On “The Towering Inferno”

the-towering-inferno-movie-poster
Literal Melodrama: Look at this poster! “The Wife”. “The Con Man”.

I just heard from the grapevine who shares my apartment that John Guillermin has passed away. Even if you don’t know the name, you know his work. He directed several films in the 1960s’ Tarzan franchise reboot (more about that here), and he directed Death on the Nile (1978) and Dino de Laurentis’s 1976 King Kong remake. And I just have to think he got the latter gig on the strength of his previous film, the subject of this blogpost. de Laurentis must have been like “Dis new Kong film is all about a skyscraper!  And dis guy Guillermin, he knows how to shoot a disaster on a skyscraper!)  And much like Ronald Neame, the director of The Poseidon Adventure (1972), Guillermin was a very solid British director, which is undoubtedly why Irwin Allen chose him for 1974’s The Towering Inferno. 

Now, I often think of The Towering Inferno as “the only other time Irwin Allen got a disaster movie right (contrary to his reputation)”. The Poseidon Adventure happens to be one of my favorite films, but most of Allen’s other films are, well, disasters.

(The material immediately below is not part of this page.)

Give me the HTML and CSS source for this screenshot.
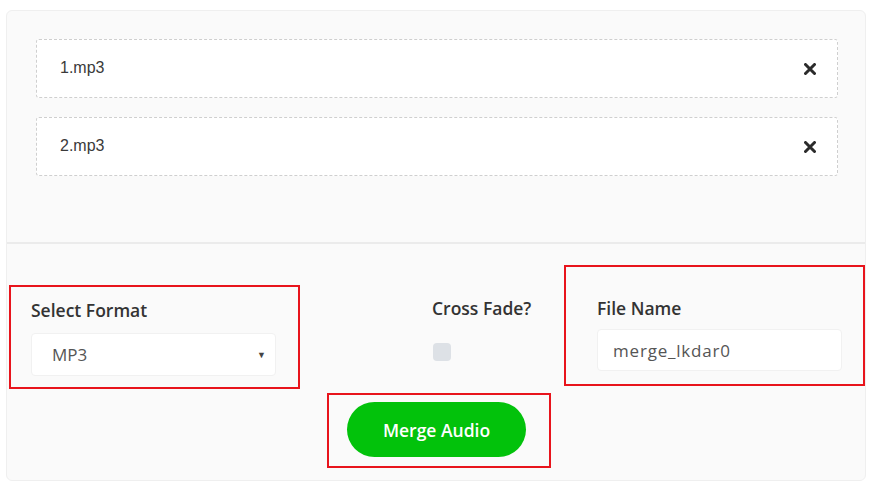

But having first experienced this film at a young age, I can’t tell how much of my fondness for it is a case of my nostalgia and love of camp (definite factors here) overwhelming ALL of my better judgment. But I don’t think so. For I freely acknowledge the film has many serious, obvious flaws and am happy to talk about them, even though this is a film I have enjoyed watching repeatedly throughout the years.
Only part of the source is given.